La secretaria fue engañada con la verdad. Desde junio se venía manejando que Sánchez Cordero había presentado su cuarta renuncia, a lo que ella salió al paso desmintiendo lo que habían publicado dos columnistas con acceso a información de Palacio Nacional. Todavía no estaba listo López Obrador para el cambio, hasta este miércoles, cuando fue citada por el Presidente a Palacio Nacional, de donde salió, hacia su despacho en Gobernación, desencajada.
Un cambio de gabinete, en gobiernos funcionales, es un golpe de timón porque las cosas no están funcionando. En una presidencia como la de López Obrador, esa lógica no opera. La política interna la ha manejado desde un principio Julio Scherer, consejero jurídico de la Presidencia, y los asuntos de seguridad y migración con Estados Unidos se los quitaron para hacer responsable al canciller Marcelo Ebrard. La pelea con Ebrard la perdió hace tiempo, y los conflictos que tuvo recientemente con Scherer no lo mermaron a él, quien sigue teniendo una relación estrechísima con el Presidente.
Durante todos estos tres años, Sánchez Cordero fue considerada un florero por la prensa política, pero le era útil al Presidente en ese papel, sobre todo porque cuidaba la relación con Carlos Slim, a quien durante años le escrituró sus empresas. La relación se desgastó por errores de ella que incomodaron a Slim, quien optó por utilizar su derecho de picaporte con el Presidente. Tampoco le funcionó como barrera con los gobernadores, sino que le atrajo más problemas con ellos. Aun así, si la quitaba, ¿quien llegara iba a querer ser secretario de Gobernación? Después de la experiencia con Sánchez Cordero, ¿querría pasar como un simple tapón que podía poner o quitar el Presidente?
Pues el Presidente encontró fácilmente a ese funcionario entre uno de los suyos, muy cercano, que lo ha acompañado políticamente desde sus tiempos como líder del PRD en Tabasco, Adán Augusto López, el gobernador al cual hace unos días el Presidente hizo grandes elogios. Sólo algunos en el círculo íntimo entendieron el mensaje. El equipo cercano de Sánchez Cordero no. Inclusive, su equipo la estuvo esperando en el aeropuerto, porque iba a viajar a Chiapas, para acompañar al Presidente. Su equipo se quedó esperando porque ella fue convocada de nuevo a Palacio, para entregar el cargo.

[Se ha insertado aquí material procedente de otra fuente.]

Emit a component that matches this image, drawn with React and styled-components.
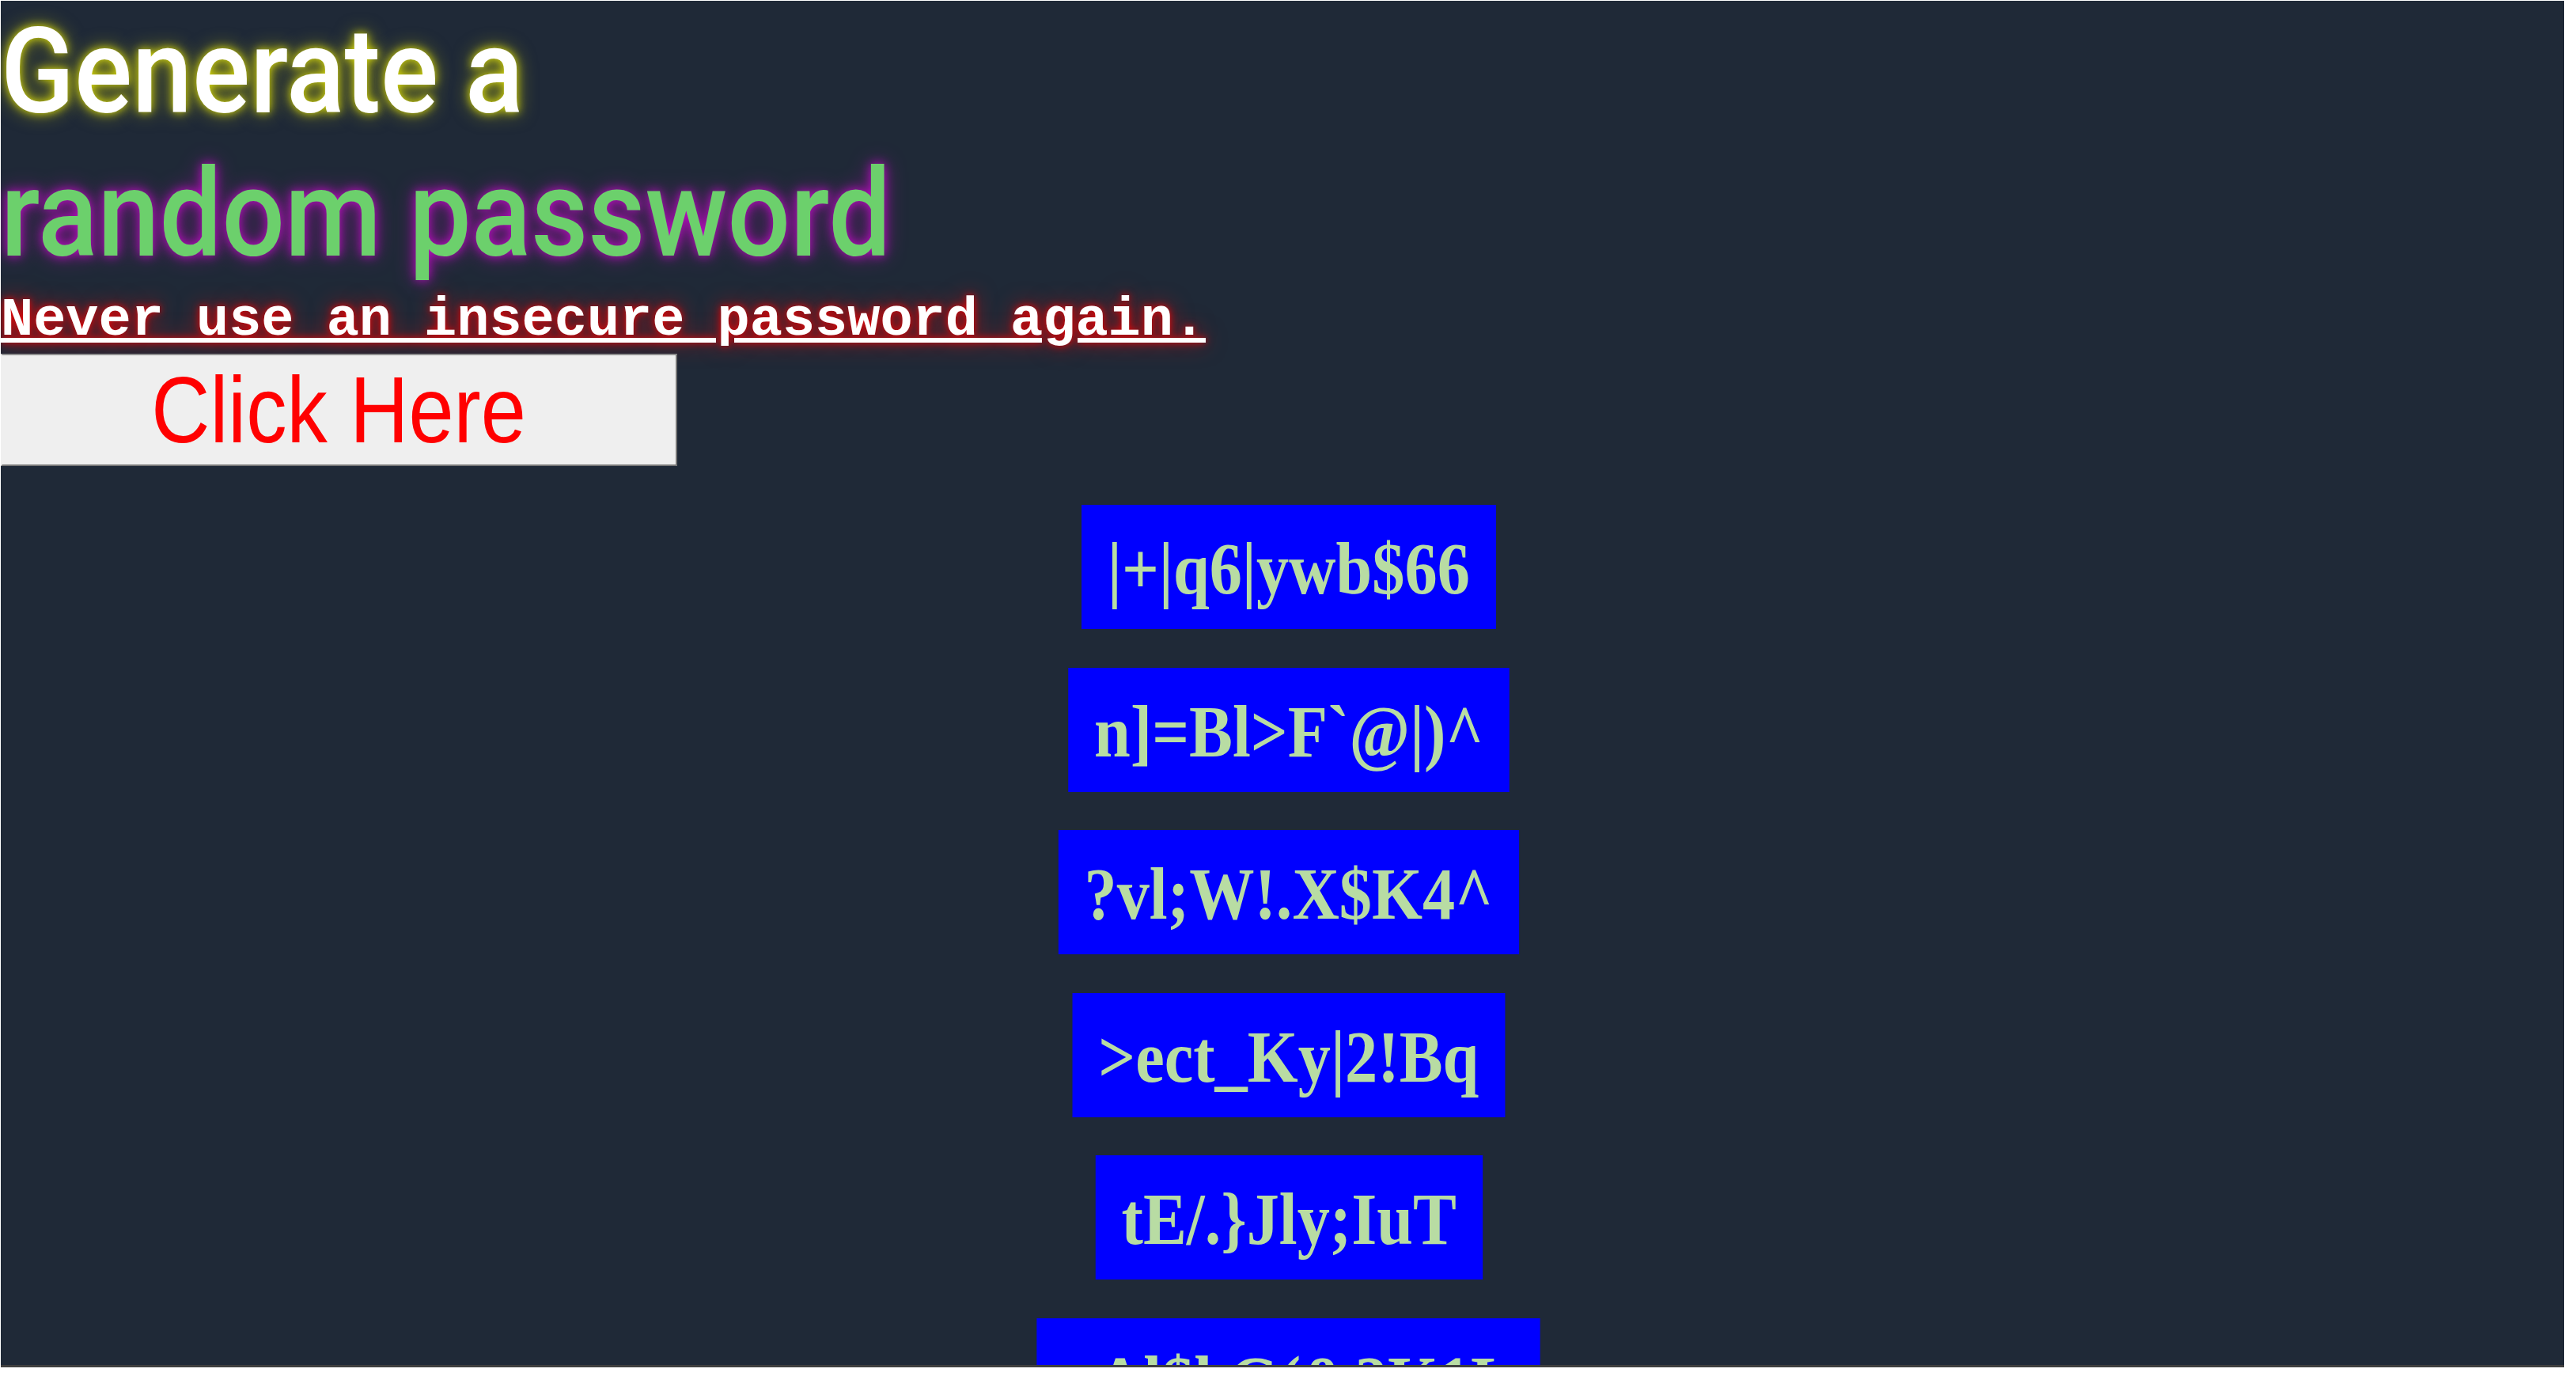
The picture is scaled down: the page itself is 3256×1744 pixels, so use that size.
import React from 'react';
import styled, { createGlobalStyle } from 'styled-components';

const GlobalStyle = createGlobalStyle`
  html, body {
    margin: 0;
    padding: 0;
    background: #ffffff;
  }
`;

const passwords = [
    '|+|q6|ywb$66',
    'n]=Bl>F`@|)^',
    '?vl;W!.X$K4^',
    '>ect_Ky|2!Bq',
    'tE/.}Jly;IuT',
    '~Al$l.G(&?K1L',
];

const App = () => {
    return (
        <>
            <GlobalStyle />
            <Frame>
                <Header>
                    <Title>
                        <TitleLine $tone="white" $size={150}>Generate a</TitleLine>
                        <TitleLine $tone="green" $size={154}>random password</TitleLine>
                    </Title>
                    <Tagline>Never use an insecure password again.</Tagline>
                    <GenerateButton type="button">
                        <ButtonLabel>Click Here</ButtonLabel>
                    </GenerateButton>
                </Header>
                <PasswordList>
                    {passwords.map((pw, i) => (
                        <PasswordItem key={i}>{pw}</PasswordItem>
                    ))}
                </PasswordList>
            </Frame>
        </>
    );
};

const Frame = styled.div`
  width: 3240px;
  height: 1724px;
  margin: 1px 0 0 1px;
  background: #1f2937;
  overflow: hidden;
  border-bottom: 3px solid #3f3f3f;
  box-sizing: content-box;
`;

const Header = styled.div`
  display: flex;
  flex-direction: column;
  align-items: flex-start;
`;

const Title = styled.h1`
  margin: 0;
  font-family: Roboto, "Liberation Sans", sans-serif;
  font-weight: 500;
  line-height: 180px;
`;

const TitleLine = styled.span`
  display: block;
  font-size: ${p => p.$size}px;
  white-space: nowrap;
  transform: scaleX(0.91);
  transform-origin: left center;
  color: ${p => (p.$tone === 'green' ? '#6cd06c' : '#ffffff')};
  text-shadow: ${p => (p.$tone === 'green'
        ? '0 0 14px rgba(255, 0, 255, 0.7), 0 0 30px rgba(200, 0, 200, 0.45)'
        : '0 0 12px rgba(255, 255, 0, 0.8), 0 0 26px rgba(220, 220, 0, 0.55)')};
`;

const Tagline = styled.p`
  margin: 4px 0 0;
  font-family: "Liberation Mono", "Courier New", monospace;
  font-weight: 700;
  font-size: 68.6px;
  line-height: 80px;
  color: #ffffff;
  text-decoration: underline;
  text-shadow: 0 0 10px rgba(255, 0, 0, 0.9), 0 0 28px rgba(255, 0, 0, 0.65);
  white-space: nowrap;
`;

const GenerateButton = styled.button`
  margin-top: 2px;
  width: 855px;
  height: 142px;
  padding: 0;
  background: #efefef;
  border: 2px solid #767676;
  border-top-color: #8f8f8f;
  border-left-color: #efefef;
  display: flex;
  align-items: center;
  justify-content: center;
  font-family: "Liberation Sans", Arial, sans-serif;
  font-size: 118px;
  color: #ff0000;
  cursor: pointer;
`;

const ButtonLabel = styled.span`
  display: inline-block;
  transform: scaleX(0.87);
  white-space: nowrap;
`;

const PasswordList = styled.div`
  margin-top: 49px;
  padding-left: 16px;
  display: flex;
  flex-direction: column;
  align-items: center;
  gap: 48.5px;
`;

const PasswordItem = styled.div`
  background: #0000ff;
  color: #b8dca3;
  font-family: "Liberation Serif", "Times New Roman", serif;
  font-weight: 700;
  font-size: 93px;
  line-height: 103px;
  padding: 29px 37px 25px;
  white-space: nowrap;
  transform: scaleX(0.885);
`;

export default App;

López llegó al mediodía a Palacio Nacional como gobernador y salió como secretario de Gobernación, con lo que el Presidente, una vez más, recurrió a sus más cercanos y leales. López pertenecía a una de las dos corrientes del PRD en Tabasco cuando López Obrador era el líder. Una de las corrientes la encabezaban Octavio Romero Oropeza, actual director de Pemex, y Alberto Pérez Mendoza, amigo desde la juventud del Presidente, su verdadero brazo derecho, y que murió en 2013. La otra corriente la encabezaba Fernando Mayans, a la que pertenecían López y su hermana Rosalinda, esposa del actual gobernador de Chiapas y que es la administradora general de Auditoría Fiscal del SAT. Mayans tuvo un breve paso por la administración federal y cuando López asumió la gubernatura de Tabasco en enero de 2019, se integró al Seguro Social local.

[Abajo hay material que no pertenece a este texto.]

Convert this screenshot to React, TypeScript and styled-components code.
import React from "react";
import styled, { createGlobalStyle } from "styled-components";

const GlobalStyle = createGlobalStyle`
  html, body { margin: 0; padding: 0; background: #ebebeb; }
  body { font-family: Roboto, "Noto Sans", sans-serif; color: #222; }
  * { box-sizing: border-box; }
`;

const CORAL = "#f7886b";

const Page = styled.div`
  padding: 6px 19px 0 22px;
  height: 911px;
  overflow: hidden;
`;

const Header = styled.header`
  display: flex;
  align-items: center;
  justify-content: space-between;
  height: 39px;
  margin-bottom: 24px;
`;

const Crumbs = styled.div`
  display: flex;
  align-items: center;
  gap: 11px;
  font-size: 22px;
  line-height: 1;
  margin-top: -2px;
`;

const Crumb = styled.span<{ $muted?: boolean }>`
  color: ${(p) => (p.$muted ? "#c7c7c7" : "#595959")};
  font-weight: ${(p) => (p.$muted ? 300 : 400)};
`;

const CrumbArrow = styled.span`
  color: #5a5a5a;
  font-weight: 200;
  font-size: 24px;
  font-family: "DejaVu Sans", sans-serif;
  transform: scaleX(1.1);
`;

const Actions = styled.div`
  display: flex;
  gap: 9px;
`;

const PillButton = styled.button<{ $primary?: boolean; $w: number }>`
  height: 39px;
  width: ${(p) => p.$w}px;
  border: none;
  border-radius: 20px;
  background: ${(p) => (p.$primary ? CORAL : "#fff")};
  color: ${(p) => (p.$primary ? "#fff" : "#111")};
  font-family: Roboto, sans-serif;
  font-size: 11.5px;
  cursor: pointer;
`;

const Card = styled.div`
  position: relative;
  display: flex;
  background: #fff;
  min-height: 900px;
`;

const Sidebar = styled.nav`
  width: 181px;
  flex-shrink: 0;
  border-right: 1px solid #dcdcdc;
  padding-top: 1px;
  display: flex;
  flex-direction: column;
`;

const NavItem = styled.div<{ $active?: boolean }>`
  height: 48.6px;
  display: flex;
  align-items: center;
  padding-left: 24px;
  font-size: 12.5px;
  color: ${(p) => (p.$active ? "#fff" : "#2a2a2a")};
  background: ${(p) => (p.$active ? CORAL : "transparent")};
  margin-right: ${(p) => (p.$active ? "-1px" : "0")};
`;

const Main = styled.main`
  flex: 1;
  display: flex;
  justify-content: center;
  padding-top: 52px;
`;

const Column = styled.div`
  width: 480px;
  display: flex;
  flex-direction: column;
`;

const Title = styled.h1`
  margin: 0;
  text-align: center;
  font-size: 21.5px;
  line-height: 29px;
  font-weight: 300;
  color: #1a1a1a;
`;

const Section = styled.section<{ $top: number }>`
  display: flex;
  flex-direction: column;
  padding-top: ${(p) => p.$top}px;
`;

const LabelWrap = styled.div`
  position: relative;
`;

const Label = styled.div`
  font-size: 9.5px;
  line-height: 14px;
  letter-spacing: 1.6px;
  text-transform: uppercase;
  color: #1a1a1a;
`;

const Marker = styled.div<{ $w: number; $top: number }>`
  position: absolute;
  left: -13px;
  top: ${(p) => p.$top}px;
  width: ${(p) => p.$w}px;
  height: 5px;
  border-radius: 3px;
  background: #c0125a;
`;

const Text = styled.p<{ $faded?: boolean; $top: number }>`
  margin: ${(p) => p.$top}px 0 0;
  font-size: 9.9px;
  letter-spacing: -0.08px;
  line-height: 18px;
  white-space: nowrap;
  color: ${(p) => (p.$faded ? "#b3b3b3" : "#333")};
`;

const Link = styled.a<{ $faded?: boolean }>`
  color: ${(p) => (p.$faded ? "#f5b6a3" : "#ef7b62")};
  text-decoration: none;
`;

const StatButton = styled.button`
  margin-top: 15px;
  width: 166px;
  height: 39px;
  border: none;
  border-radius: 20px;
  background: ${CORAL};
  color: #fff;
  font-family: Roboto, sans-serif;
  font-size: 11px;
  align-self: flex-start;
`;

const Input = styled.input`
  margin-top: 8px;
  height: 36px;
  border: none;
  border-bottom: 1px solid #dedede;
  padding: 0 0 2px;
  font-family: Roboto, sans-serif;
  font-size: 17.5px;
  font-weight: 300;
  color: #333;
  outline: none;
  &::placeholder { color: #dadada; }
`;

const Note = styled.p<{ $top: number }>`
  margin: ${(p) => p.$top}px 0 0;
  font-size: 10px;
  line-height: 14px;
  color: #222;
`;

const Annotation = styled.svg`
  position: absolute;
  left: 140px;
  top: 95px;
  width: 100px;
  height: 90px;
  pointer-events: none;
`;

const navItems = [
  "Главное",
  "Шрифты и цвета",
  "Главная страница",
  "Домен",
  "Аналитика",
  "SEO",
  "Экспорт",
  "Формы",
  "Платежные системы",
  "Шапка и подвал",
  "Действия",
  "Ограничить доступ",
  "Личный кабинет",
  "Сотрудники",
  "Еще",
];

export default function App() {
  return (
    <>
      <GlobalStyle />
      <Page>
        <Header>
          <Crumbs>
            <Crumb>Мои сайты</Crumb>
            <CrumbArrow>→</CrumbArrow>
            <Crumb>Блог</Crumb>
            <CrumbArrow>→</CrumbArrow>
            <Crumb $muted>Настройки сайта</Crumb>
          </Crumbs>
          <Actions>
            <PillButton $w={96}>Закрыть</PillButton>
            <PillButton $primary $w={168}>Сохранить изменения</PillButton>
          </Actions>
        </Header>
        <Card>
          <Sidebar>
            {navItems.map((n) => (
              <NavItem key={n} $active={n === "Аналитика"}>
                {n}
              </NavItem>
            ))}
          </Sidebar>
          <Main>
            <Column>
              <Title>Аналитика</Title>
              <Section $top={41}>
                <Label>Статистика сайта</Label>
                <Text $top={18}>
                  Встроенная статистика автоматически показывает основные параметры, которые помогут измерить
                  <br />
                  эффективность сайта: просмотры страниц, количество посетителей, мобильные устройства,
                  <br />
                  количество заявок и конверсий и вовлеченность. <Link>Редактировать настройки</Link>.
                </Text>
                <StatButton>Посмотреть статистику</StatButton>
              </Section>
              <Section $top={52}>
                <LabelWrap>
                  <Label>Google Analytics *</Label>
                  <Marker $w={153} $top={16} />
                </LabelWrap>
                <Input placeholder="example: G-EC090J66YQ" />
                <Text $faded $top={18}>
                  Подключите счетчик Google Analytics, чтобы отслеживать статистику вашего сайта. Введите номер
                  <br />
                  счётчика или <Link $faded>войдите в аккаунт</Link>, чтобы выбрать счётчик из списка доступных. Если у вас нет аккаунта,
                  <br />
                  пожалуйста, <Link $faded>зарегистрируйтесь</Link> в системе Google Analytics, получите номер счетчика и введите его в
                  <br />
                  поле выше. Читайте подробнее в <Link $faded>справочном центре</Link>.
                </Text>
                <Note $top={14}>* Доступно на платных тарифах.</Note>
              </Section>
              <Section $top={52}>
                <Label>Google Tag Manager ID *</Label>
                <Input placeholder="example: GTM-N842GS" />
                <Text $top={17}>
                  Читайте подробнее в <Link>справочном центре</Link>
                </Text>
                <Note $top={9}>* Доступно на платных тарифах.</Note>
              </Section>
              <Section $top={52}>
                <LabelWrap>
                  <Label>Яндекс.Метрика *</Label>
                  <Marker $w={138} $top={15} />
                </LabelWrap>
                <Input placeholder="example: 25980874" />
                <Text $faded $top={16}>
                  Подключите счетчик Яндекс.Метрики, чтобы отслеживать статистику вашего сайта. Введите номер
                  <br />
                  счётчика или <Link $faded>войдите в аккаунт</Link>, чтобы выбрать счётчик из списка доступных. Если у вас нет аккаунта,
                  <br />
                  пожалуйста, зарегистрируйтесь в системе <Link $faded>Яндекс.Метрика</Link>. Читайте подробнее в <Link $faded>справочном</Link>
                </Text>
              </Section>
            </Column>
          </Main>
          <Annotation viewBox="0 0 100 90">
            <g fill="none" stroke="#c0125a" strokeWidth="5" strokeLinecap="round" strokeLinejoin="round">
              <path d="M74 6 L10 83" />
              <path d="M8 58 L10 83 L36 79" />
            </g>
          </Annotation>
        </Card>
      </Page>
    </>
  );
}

La llegada de López al gabinete es la segunda de ese nivel que va a uno de quienes han estado al lado de López Obrador desde hace más de tres décadas. El secretario de Bienestar Social, Javier May, que pertenecía a la corriente de Romero Oropeza, es el otro. Aunque con otro equipaje político que May, López no va a cumplir una función autónoma como secretario de Gobernación. No está en el ADN del Presidente. El cambio, sin embargo, no será del todo cosmético. Los actores políticos sabrán que López, a diferencia de Sánchez Cordero, sí tiene el picaporte con el Presidente y la cercanía para tratar asuntos que a ella no le permitían. Por esa relación, su papel no será necesariamente el de florero, pero sí de un amortiguador para su viejo amigo.
Este reacomodo en el gabinete hay que verlo de manera semiótica. López Obrador se sigue rodeando de los suyos e incondicionales rumbo a la sucesión presidencial, que todos estos cambios es lo que revelan. El Presidente se sigue encerrando en una burbuja en medio del segundo tercio del sexenio que es fundamental para que pueda armar la maquinaria para poder mantener el poder de Palacio Nacional e imponer a su candidata, que al final es lo que quiere.